There is a certain irony in all of this: At the same time that people in other nations are founding American-style liberal arts-based colleges, or are working to transform their own institutions in ways that make them more consistent with the key attributes of traditional American higher education, colleges and universities in the U.S. are changing in ways that take them ever-farther from our historic educational ideals. We are losing what they are gaining: educated people who are “changed in ways we value and which our societies need.”

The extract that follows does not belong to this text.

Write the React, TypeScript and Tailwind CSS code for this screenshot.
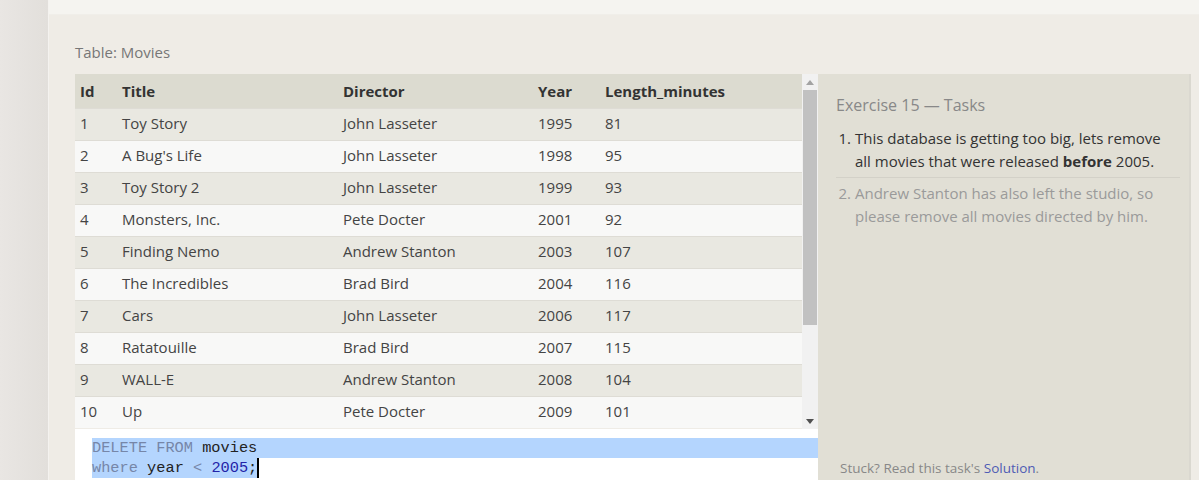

Perhaps these higher education de Tocquevilles are telling us that it is time for a back-to-basics movement in American higher education – one fundamentally different from that which we have seen in K-12 education. For higher education to realize its distinctively American purpose -- to retain its renown -- it must not aspire to teach the 3 R’s, to be the best system for filling brains with facts, nor to have the highest rankings status. Instead, American higher education must seek in all ways to transform individuals into more fully developed, thinking, and engaged citizens.

This outcome results, not from the prestige ascribed to an institution nor from the luxuriousness of the campus, but from an educational context which develops people in essential ways. As Jefferson knew in crafting his approach to education in his newly founded nation, our society will advance only to the degree that there are educated, thinking, always developing and inquiring, engaged citizens to inform and shape developments.